▶ Exercise task:
Scan the lines below for the string "index" and copy every one that has it.

▶ Given data:
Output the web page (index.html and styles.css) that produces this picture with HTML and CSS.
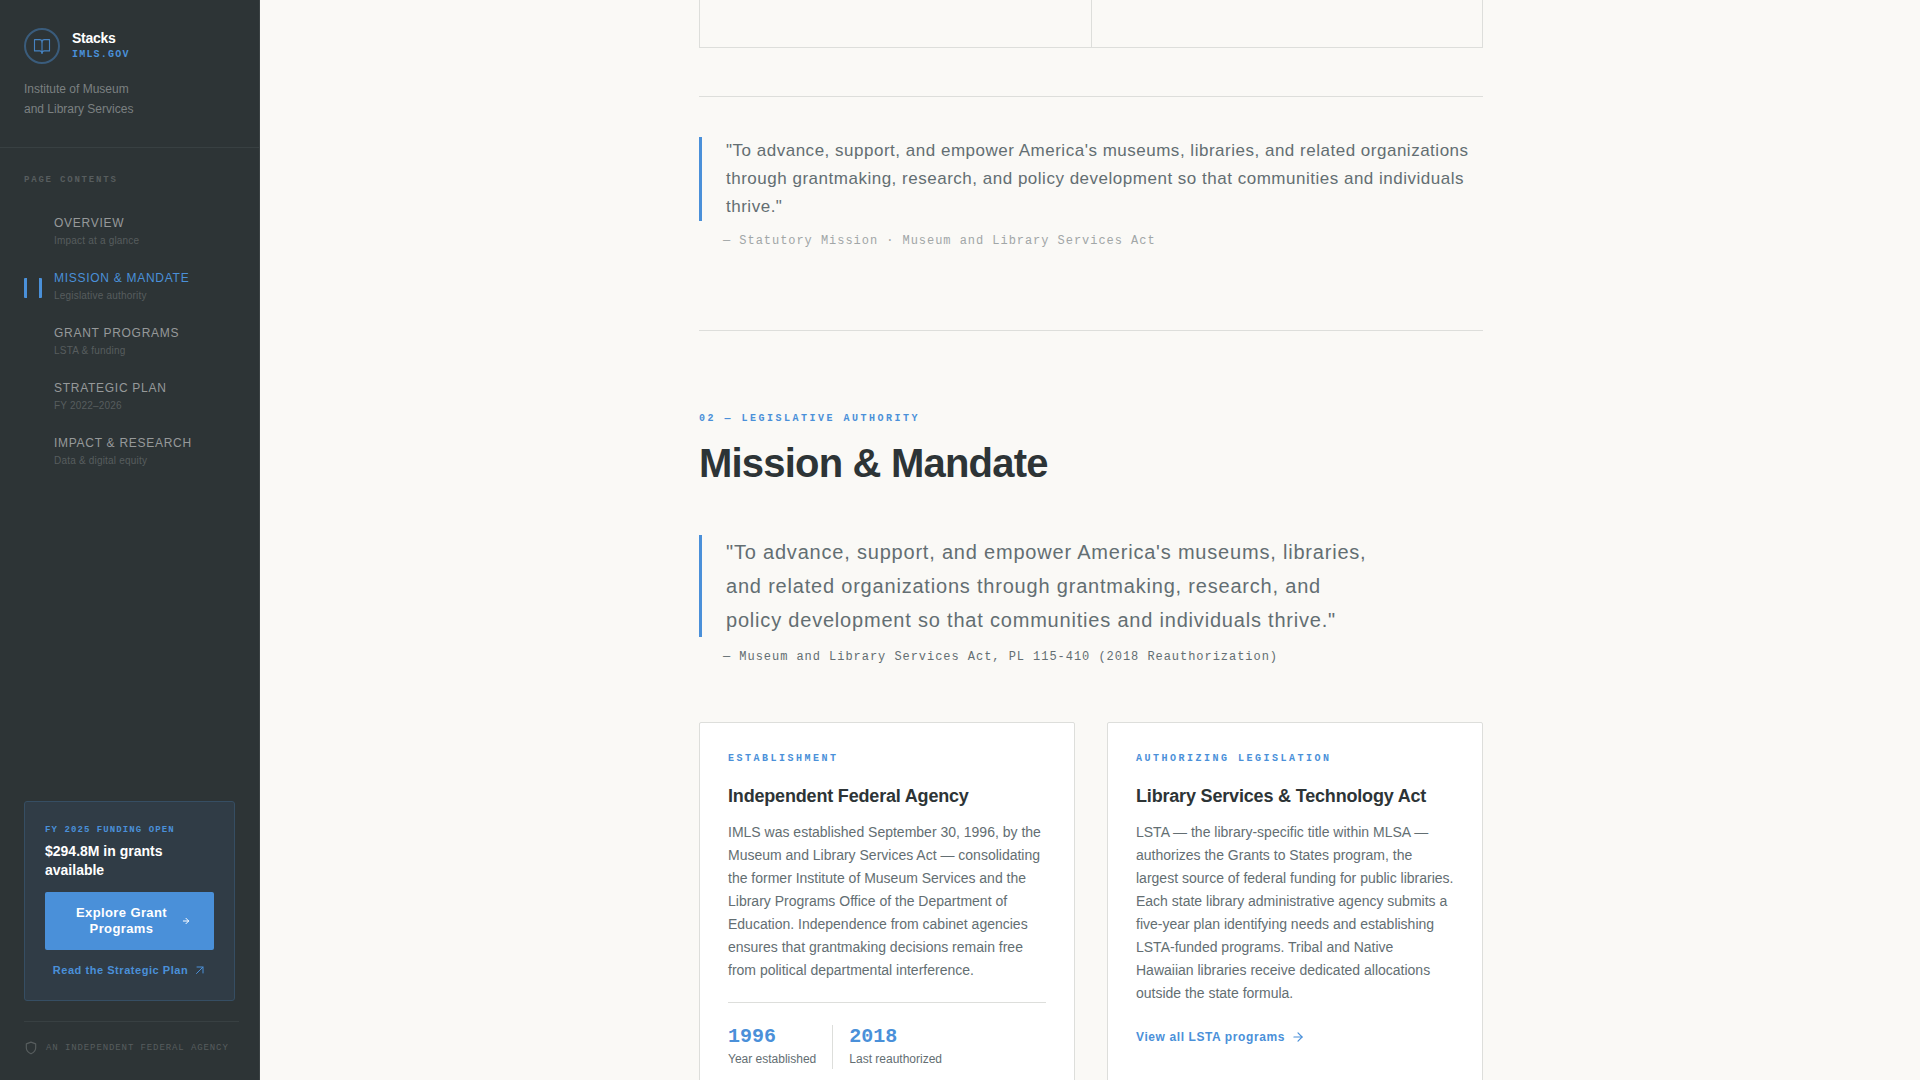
FILE: index.html
```html
<!DOCTYPE html>
<html lang="en">
<head>
  <meta charset="UTF-8" />
  <meta name="viewport" content="width=device-width, initial-scale=1.0" />
  <title>Stacks | Institute of Museum and Library Services</title>
  <link rel="stylesheet" href="styles.css">
</head>
<body>
  <div class="app">
    <!-- Sidebar -->
    <aside class="sidebar">
      <div class="brand">
        <div class="brand-row">
          <span class="brand-mark">
            <svg width="18" height="18" viewBox="0 0 24 24" fill="none" stroke="currentColor" stroke-width="1.5" stroke-linecap="round" stroke-linejoin="round"><path d="M12 6.5v15"/><path d="M2 3.5h7a3 3 0 0 1 3 3 3 3 0 0 1 3-3h7v15h-7a3 3 0 0 0-3 3 3 3 0 0 0-3-3H2z"/></svg>
          </span>
          <div>
            <div class="brand-name">Stacks</div>
            <div class="brand-domain">IMLS.GOV</div>
          </div>
        </div>
        <p class="brand-org">Institute of Museum<br>and Library Services</p>
      </div>

      <nav class="toc">
        <h2 class="toc-label">PAGE CONTENTS</h2>
        <a class="toc-item" href="#overview">
          <span class="toc-title">OVERVIEW</span>
          <span class="toc-sub">Impact at a glance</span>
        </a>
        <a class="toc-item active" href="#mission">
          <span class="toc-title">MISSION &amp; MANDATE</span>
          <span class="toc-sub">Legislative authority</span>
        </a>
        <a class="toc-item" href="#grants">
          <span class="toc-title">GRANT PROGRAMS</span>
          <span class="toc-sub">LSTA &amp; funding</span>
        </a>
        <a class="toc-item" href="#plan">
          <span class="toc-title">STRATEGIC PLAN</span>
          <span class="toc-sub">FY 2022–2026</span>
        </a>
        <a class="toc-item" href="#impact">
          <span class="toc-title">IMPACT &amp; RESEARCH</span>
          <span class="toc-sub">Data &amp; digital equity</span>
        </a>
      </nav>

      <div class="funding">
        <div class="funding-label">FY 2025 FUNDING OPEN</div>
        <div class="funding-title">$294.8M in grants available</div>
        <a class="btn" href="#grants">
          <span>Explore Grant Programs</span>
          <svg width="8" height="8" viewBox="0 0 24 24" fill="none" stroke="currentColor" stroke-width="3" stroke-linecap="round" stroke-linejoin="round"><path d="M4 12h16"/><path d="M12 4l8 8-8 8"/></svg>
        </a>
        <a class="funding-link" href="#plan">
          <span>Read the Strategic Plan</span>
          <svg width="12" height="12" viewBox="0 0 24 24" fill="none" stroke="currentColor" stroke-width="2" stroke-linecap="round" stroke-linejoin="round"><path d="M5 19L18 6"/><path d="M6 6h12v12"/></svg>
        </a>
      </div>

      <div class="agency">
        <svg width="14" height="14" viewBox="0 0 24 24" fill="none" stroke="currentColor" stroke-width="2" stroke-linecap="round" stroke-linejoin="round"><path d="M12 22s8-4 8-10V5l-8-3-8 3v7c0 6 8 10 8 10z"/></svg>
        <span>AN INDEPENDENT FEDERAL AGENCY</span>
      </div>
    </aside>

    <!-- Main content -->
    <main class="main">
      <div class="content">
        <section class="overview" id="overview">
          <div class="stat-grid">
            <div class="stat-cell"></div>
            <div class="stat-cell"></div>
          </div>
          <figure class="statement">
            <blockquote class="quote">"To advance, support, and empower America's museums, libraries, and related organizations through grantmaking, research, and policy development so that communities and individuals thrive."</blockquote>
            <figcaption class="cite light">— Statutory Mission · Museum and Library Services Act</figcaption>
          </figure>
        </section>

        <section class="mission" id="mission">
          <div class="label">02 — LEGISLATIVE AUTHORITY</div>
          <h1>Mission &amp; Mandate</h1>
          <figure class="mandate">
            <blockquote class="quote large">"To advance, support, and empower America's museums, libraries, and related organizations through grantmaking, research, and policy development so that communities and individuals thrive."</blockquote>
            <figcaption class="cite">— Museum and Library Services Act, PL 115-410 (2018 Reauthorization)</figcaption>
          </figure>

          <div class="cards">
            <article class="card">
              <div class="label">ESTABLISHMENT</div>
              <h3>Independent Federal Agency</h3>
              <p>IMLS was established September 30, 1996, by the Museum and Library Services Act — consolidating the former Institute of Museum Services and the Library Programs Office of the Department of Education. Independence from cabinet agencies ensures that grantmaking decisions remain free from political departmental interference.</p>
              <div class="years">
                <div class="year">
                  <div class="year-num">1996</div>
                  <div class="year-text">Year established</div>
                </div>
                <div class="year">
                  <div class="year-num">2018</div>
                  <div class="year-text">Last reauthorized</div>
                </div>
              </div>
            </article>
            <article class="card">
              <div class="label">AUTHORIZING LEGISLATION</div>
              <h3>Library Services &amp; Technology Act</h3>
              <p>LSTA — the library-specific title within MLSA — authorizes the Grants to States program, the largest source of federal funding for public libraries. Each state library administrative agency submits a five-year plan identifying needs and establishing LSTA-funded programs. Tribal and Native Hawaiian libraries receive dedicated allocations outside the state formula.</p>
              <a class="card-link" href="#grants">
                <span>View all LSTA programs</span>
                <svg width="14" height="14" viewBox="0 0 24 24" fill="none" stroke="currentColor" stroke-width="2" stroke-linecap="round" stroke-linejoin="round"><path d="M5 12h14"/><path d="M12 5l7 7-7 7"/></svg>
              </a>
            </article>
          </div>
        </section>
      </div>
    </main>
  </div>
</body>
</html>
```

FILE: styles.css
```css
/* RESET & BASE STYLES */
* {
  margin: 0;
  padding: 0;
  box-sizing: border-box;
}
body {
  font-family: "Liberation Sans", Arial, sans-serif;
  background: #faf9f6;
  color: #2d3436;
}
a {
  text-decoration: none;
}
svg {
  flex-shrink: 0;
}
.app {
  display: flex;
  height: 100vh;
}
/* SIDEBAR */
.sidebar {
  display: flex;
  flex-direction: column;
  width: 260px;
  flex-shrink: 0;
  background: #2d3436;
  border-right: 1px solid #3b4244;
  overflow: hidden;
}
.brand {
  padding: 28px 24px;
  border-bottom: 1px solid #384042;
}
.brand-row {
  display: flex;
  align-items: center;
  gap: 12px;
  margin-bottom: 15px;
}
.brand-mark {
  display: flex;
  align-items: center;
  justify-content: center;
  width: 36px;
  height: 36px;
  border: 2px solid #3a5c7c;
  border-radius: 50%;
  color: #4682c0;
}
.brand-name {
  font-size: 14px;
  font-weight: bold;
  line-height: 18px;
  letter-spacing: -0.02em;
  color: #fff;
}
.brand-domain {
  font-family: "Liberation Mono", monospace;
  font-size: 10px;
  font-weight: bold;
  line-height: 16px;
  letter-spacing: 0.12em;
  color: #4a90d9;
}
.brand-org {
  font-size: 12px;
  line-height: 20px;
  color: #7b8081;
}
/* PAGE CONTENTS */
.toc {
  flex: 1;
  padding: 24px;
}
.toc-label {
  margin-bottom: 17px;
  font-family: "Liberation Mono", monospace;
  font-size: 9px;
  line-height: 16px;
  letter-spacing: 0.2em;
  color: #575d5e;
}
.toc-item {
  position: relative;
  display: block;
  padding: 9px 0 10px 30px;
}
.toc-title,
.toc-sub {
  display: block;
  line-height: 18px;
}
.toc-title {
  font-size: 12px;
  letter-spacing: 0.06em;
  color: #96999a;
}
.toc-sub {
  font-size: 10px;
  letter-spacing: 0.02em;
  color: #575d5e;
}
.toc-item.active .toc-title {
  color: #4a90d9;
}
.toc-item.active::before {
  content: "";
  position: absolute;
  left: 0;
  top: 18px;
  width: 12px;
  height: 20px;
  border: solid #4a90d9;
  border-width: 0 3px;
  border-radius: 1px;
}
/* FUNDING BOX */
.funding {
  margin: 0 24px 20px;
  padding: 20px;
  background: #303c46;
  border: 1px solid #364e63;
  border-radius: 3px;
}
.funding-label {
  margin-bottom: 4px;
  font-family: "Liberation Mono", monospace;
  font-size: 9px;
  font-weight: bold;
  line-height: 16px;
  letter-spacing: 0.12em;
  white-space: nowrap;
  color: #4a90d9;
}
.funding-title {
  margin-bottom: 12px;
  font-size: 14px;
  font-weight: bold;
  line-height: 19px;
  color: #fff;
}
.btn {
  display: flex;
  align-items: center;
  justify-content: center;
  gap: 8px;
  padding: 13px 24px;
  background: #4a90d9;
  border-radius: 2px;
  font-size: 13px;
  font-weight: bold;
  line-height: 16px;
  letter-spacing: 0.03em;
  text-align: center;
  color: #fff;
}
.funding-link {
  display: flex;
  align-items: center;
  justify-content: center;
  gap: 6px;
  padding: 12px 0 2px;
  font-size: 11px;
  font-weight: bold;
  line-height: 16px;
  letter-spacing: 0.05em;
  white-space: nowrap;
  color: #4a90d9;
}
.agency {
  display: flex;
  align-items: center;
  gap: 8px;
  margin: 0 20px 0 24px;
  padding: 18px 0 24px;
  border-top: 1px solid #384042;
  font-family: "Liberation Mono", monospace;
  font-size: 9px;
  line-height: 16px;
  letter-spacing: 0.1em;
  white-space: nowrap;
  color: #575d5e;
}
/* MAIN */
.main {
  flex: 1;
  padding-left: 2px;
  overflow-y: auto;
  scrollbar-width: none;
}
.content {
  max-width: 784px;
  margin: 0 auto;
}
.stat-grid {
  display: grid;
  grid-template-columns: 1fr 1fr;
  height: 48px;
  border: 1px solid #dddedb;
  border-top: none;
}
.stat-cell + .stat-cell {
  border-left: 1px solid #dddedb;
}
.overview {
  padding-bottom: 80px;
  border-bottom: 1px solid #dddedb;
}
.statement {
  margin-top: 48px;
  padding-top: 40px;
  border-top: 1px solid #dddedb;
}
/* QUOTES */
.quote {
  padding-left: 24px;
  border-left: 3px solid #4a90d9;
  font-size: 17px;
  line-height: 28px;
  letter-spacing: 0.03em;
  color: #636e72;
}
.quote.large {
  max-width: 680px;
  font-size: 20px;
  line-height: 34px;
  letter-spacing: 0.04em;
}
.cite {
  margin: 12px 0 0 24px;
  font-family: "Liberation Mono", monospace;
  font-size: 12px;
  line-height: 17px;
  letter-spacing: 0.08em;
  color: #636e72;
}
.cite.light {
  color: #a1a6a7;
}
/* MISSION */
.mission {
  padding-top: 80px;
}
.label {
  font-family: "Liberation Mono", monospace;
  font-size: 10px;
  font-weight: bold;
  line-height: 16px;
  letter-spacing: 0.25em;
  color: #4a90d9;
}
h1 {
  margin-top: 12px;
  font-size: 40px;
  line-height: 48px;
  letter-spacing: -0.02em;
}
.mandate {
  margin: 48px 0 56px;
}
/* CARDS */
.cards {
  display: grid;
  grid-template-columns: 1fr 1fr;
  gap: 32px;
}
.card {
  padding: 28px;
  background: #fff;
  border: 1px solid #dddedb;
  border-radius: 2px;
}
.card h3 {
  margin: 16px 0 12px;
  font-size: 18px;
  line-height: 26px;
  letter-spacing: -0.01em;
}
.card p {
  font-size: 14px;
  line-height: 23px;
  color: #636e72;
}
.years {
  display: flex;
  gap: 16px;
  margin-top: 20px;
  padding-top: 22px;
  border-top: 1px solid #dddedb;
}
.year + .year {
  padding-left: 16px;
  border-left: 1px solid #dddedb;
}
.year-num {
  font-family: "Liberation Mono", monospace;
  font-size: 20px;
  font-weight: bold;
  line-height: 24px;
  color: #4a90d9;
}
.year-text {
  font-size: 12px;
  line-height: 20px;
  color: #636e72;
}
.card-link {
  display: flex;
  align-items: center;
  gap: 6px;
  margin-top: 20px;
  font-size: 12px;
  font-weight: bold;
  line-height: 24px;
  letter-spacing: 0.05em;
  color: #4a90d9;
}
```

▶ Finished exercise:
Output the web page (index.html and styles.css) that produces this picture with HTML and CSS.
FILE: index.html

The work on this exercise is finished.